_SOURCE EXCERPT_
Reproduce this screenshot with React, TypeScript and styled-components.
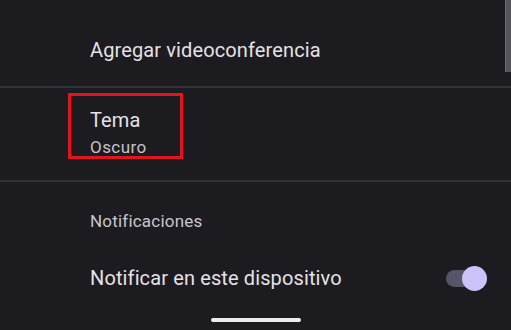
import React from "react";
import styled, { createGlobalStyle } from "styled-components";

const Global = createGlobalStyle`
  html, body { margin: 0; padding: 0; background: #1c1b1f; }
  body { font-family: Roboto, "Noto Sans", sans-serif; -webkit-font-smoothing: antialiased; }
`;

const Screen = styled.div`
  position: relative;
  width: 511px;
  height: 330px;
  overflow: hidden;
  background: #1c1b1f;
  display: flex;
  flex-direction: column;
`;

const ScrollThumb = styled.div`
  position: absolute;
  top: 0;
  right: 0;
  width: 5px;
  height: 72px;
  background: #56555b;
  border-left: 1px solid #6a696f;
`;

const SimpleRow = styled.div`
  padding: 38px 0 24px 90px;
`;

const Title = styled.div`
  font-size: 20px;
  line-height: 24px;
  letter-spacing: 0.12px;
  color: #e6e1e6;
  white-space: nowrap;
`;

const Subtitle = styled.div`
  font-size: 17px;
  line-height: 20px;
  letter-spacing: 0.45px;
  color: #c6c2ca;
  margin-top: 5px;
  white-space: nowrap;
`;

const Divider = styled.div`
  height: 2px;
  background: #323136;
`;

const ThemeRow = styled.div`
  padding: 5px 0 21px 68px;
`;

const Highlight = styled.div`
  box-sizing: border-box;
  width: 115px;
  height: 66px;
  border: 3px solid #e3141b;
  padding: 12px 0 0 19px;
`;

const SectionHeader = styled.div`
  margin: 29px 0 0 90px;
  font-size: 17px;
  line-height: 20px;
  letter-spacing: 0.2px;
  color: #c9c5cd;
`;

const ToggleRow = styled.div`
  margin-top: 25px;
  height: 44px;
  display: flex;
  align-items: center;
  justify-content: space-between;
  padding: 0 24px 0 90px;
`;

const Switch = styled.div<{ $on: boolean }>`
  position: relative;
  width: 41px;
  height: 24px;
  display: flex;
  align-items: center;
  justify-content: ${(p) => (p.$on ? "flex-start" : "flex-end")};
`;

const Track = styled.div`
  width: 36px;
  height: 17px;
  border-radius: 9px;
  background: #57556a;
`;

const Thumb = styled.div`
  position: absolute;
  right: 0;
  top: 0;
  width: 25px;
  height: 25px;
  border-radius: 50%;
  background: #cbc2f8;
`;

const HomeBar = styled.div`
  margin: 18px auto 0;
  width: 90px;
  height: 4px;
  border-radius: 2px;
  background: #ececec;
`;

export default function App() {
  return (
    <>
      <Global />
      <Screen>
        <SimpleRow>
          <Title>Agregar videoconferencia</Title>
        </SimpleRow>
        <Divider />
        <ThemeRow>
          <Highlight>
            <Title>Tema</Title>
            <Subtitle>Oscuro</Subtitle>
          </Highlight>
        </ThemeRow>
        <Divider />
        <SectionHeader>Notificaciones</SectionHeader>
        <ToggleRow>
          <Title>Notificar en este dispositivo</Title>
          <Switch $on>
            <Track />
            <Thumb />
          </Switch>
        </ToggleRow>
        <HomeBar />
        <ScrollThumb />
      </Screen>
    </>
  );
}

_REQUIRED WORK_
Except for the pictures, reproduce every line exactly.

_RESULT OF THIS EXERCISE_
Reproduce this screenshot with React, TypeScript and styled-components.
import React from "react";
import styled, { createGlobalStyle } from "styled-components";

const Global = createGlobalStyle`
  html, body { margin: 0; padding: 0; background: #1c1b1f; }
  body { font-family: Roboto, "Noto Sans", sans-serif; -webkit-font-smoothing: antialiased; }
`;

const Screen = styled.div`
  position: relative;
  width: 511px;
  height: 330px;
  overflow: hidden;
  background: #1c1b1f;
  display: flex;
  flex-direction: column;
`;

const ScrollThumb = styled.div`
  position: absolute;
  top: 0;
  right: 0;
  width: 5px;
  height: 72px;
  background: #56555b;
  border-left: 1px solid #6a696f;
`;

const SimpleRow = styled.div`
  padding: 38px 0 24px 90px;
`;

const Title = styled.div`
  font-size: 20px;
  line-height: 24px;
  letter-spacing: 0.12px;
  color: #e6e1e6;
  white-space: nowrap;
`;

const Subtitle = styled.div`
  font-size: 17px;
  line-height: 20px;
  letter-spacing: 0.45px;
  color: #c6c2ca;
  margin-top: 5px;
  white-space: nowrap;
`;

const Divider = styled.div`
  height: 2px;
  background: #323136;
`;

const ThemeRow = styled.div`
  padding: 5px 0 21px 68px;
`;

const Highlight = styled.div`
  box-sizing: border-box;
  width: 115px;
  height: 66px;
  border: 3px solid #e3141b;
  padding: 12px 0 0 19px;
`;

const SectionHeader = styled.div`
  margin: 29px 0 0 90px;
  font-size: 17px;
  line-height: 20px;
  letter-spacing: 0.2px;
  color: #c9c5cd;
`;

const ToggleRow = styled.div`
  margin-top: 25px;
  height: 44px;
  display: flex;
  align-items: center;
  justify-content: space-between;
  padding: 0 24px 0 90px;
`;

const Switch = styled.div<{ $on: boolean }>`
  position: relative;
  width: 41px;
  height: 24px;
  display: flex;
  align-items: center;
  justify-content: ${(p) => (p.$on ? "flex-start" : "flex-end")};
`;

const Track = styled.div`
  width: 36px;
  height: 17px;
  border-radius: 9px;
  background: #57556a;
`;

const Thumb = styled.div`
  position: absolute;
  right: 0;
  top: 0;
  width: 25px;
  height: 25px;
  border-radius: 50%;
  background: #cbc2f8;
`;

const HomeBar = styled.div`
  margin: 18px auto 0;
  width: 90px;
  height: 4px;
  border-radius: 2px;
  background: #ececec;
`;

export default function App() {
  return (
    <>
      <Global />
      <Screen>
        <SimpleRow>
          <Title>Agregar videoconferencia</Title>
        </SimpleRow>
        <Divider />
        <ThemeRow>
          <Highlight>
            <Title>Tema</Title>
            <Subtitle>Oscuro</Subtitle>
          </Highlight>
        </ThemeRow>
        <Divider />
        <SectionHeader>Notificaciones</SectionHeader>
        <ToggleRow>
          <Title>Notificar en este dispositivo</Title>
          <Switch $on>
            <Track />
            <Thumb />
          </Switch>
        </ToggleRow>
        <HomeBar />
        <ScrollThumb />
      </Screen>
    </>
  );
}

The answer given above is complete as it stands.